How Youth Sports Help Build Successful Adults
- 9 hours ago
- 3 min read
When people think about youth sports, they often think about games, practices, wins, losses, uniforms, and trophies. But the truth is, the value of sports goes far beyond the scoreboard.
Whether a child plays baseball, soccer, basketball, football, volleyball, tennis, gymnastics, swimming, or any other sport, they are learning lessons that can shape the kind of adult they become. Sports teach kids how to work hard, handle pressure, communicate with others, and keep going when things get difficult. Those skills do not disappear when the season ends. They carry into school, careers, relationships, leadership, and life.
One of the biggest benefits of sports is learning commitment. When a child joins a team, they learn that showing up matters. They learn that their effort affects not only themselves, but the people around them. Practices, games, and training sessions teach responsibility in a way that feels real. A teammate depending on you is a powerful lesson.
Sports also teach kids how to deal with failure. Every athlete strikes out, misses a shot, loses a race, drops a ball, or has a bad game. In sports, failure is not the end. It is part of the process. Kids learn to make adjustments, listen to feedback, and try again. That ability to recover from disappointment is one of the most important traits an adult can have.
Team sports especially help develop communication and leadership. Athletes learn how to listen, encourage, compete, and work with different personalities. They learn when to speak up and when to support someone else. They learn that a strong team is not built on one person, but on trust, accountability, and shared effort.
Individual sports offer powerful lessons too. They teach self-discipline, focus, and personal ownership. In sports like tennis, swimming, track, or martial arts, athletes often have to face themselves directly. They learn that improvement comes from consistent work, not shortcuts.
Sports also help kids build confidence. Confidence does not come from being told you are great. It comes from doing hard things and seeing yourself improve. A child who works on a skill for weeks and finally gets it understands something important: effort creates growth. That mindset is valuable in every part of adult life.
Another major benefit is learning how to handle pressure. Sports put kids in situations where they have to perform, make decisions, and stay calm. Maybe it is the final inning, a penalty kick, a free throw, or a race. Over time, athletes learn how to breathe, focus, and trust their preparation. Adults need that same skill in job interviews, presentations, leadership roles, and difficult conversations.
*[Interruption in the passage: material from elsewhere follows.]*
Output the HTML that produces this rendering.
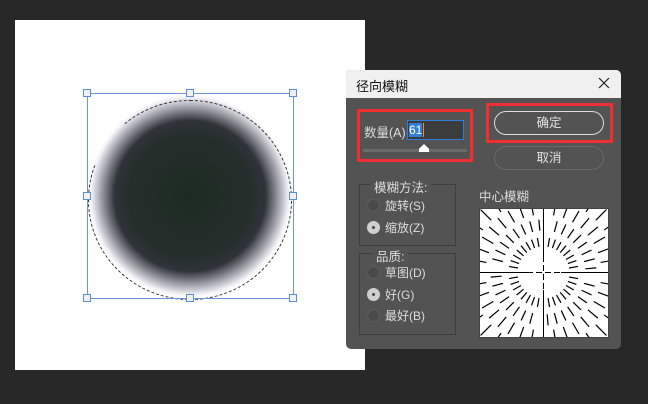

Sports also teach respect. Respect for coaches, teammates, opponents, officials, rules, and the game itself. Kids learn that how they act matters, even when things do not go their way. They learn sportsmanship, humility, and self-control.
Most importantly, sports give kids a place to belong. A team can become a second family. A coach can become an important mentor. A field, court, pool, or gym can become a place where kids feel challenged, supported, and seen.
Not every child who plays sports will become a college or professional athlete, and that should never be the only goal. The real goal is much bigger. Sports help build strong, capable, resilient people.
The lessons learned through sports — discipline, teamwork, confidence, accountability, leadership, communication, and perseverance — are the same qualities that help people succeed as adults.
That is why sports matter.
Not just because they create better athletes, but because they help create better people.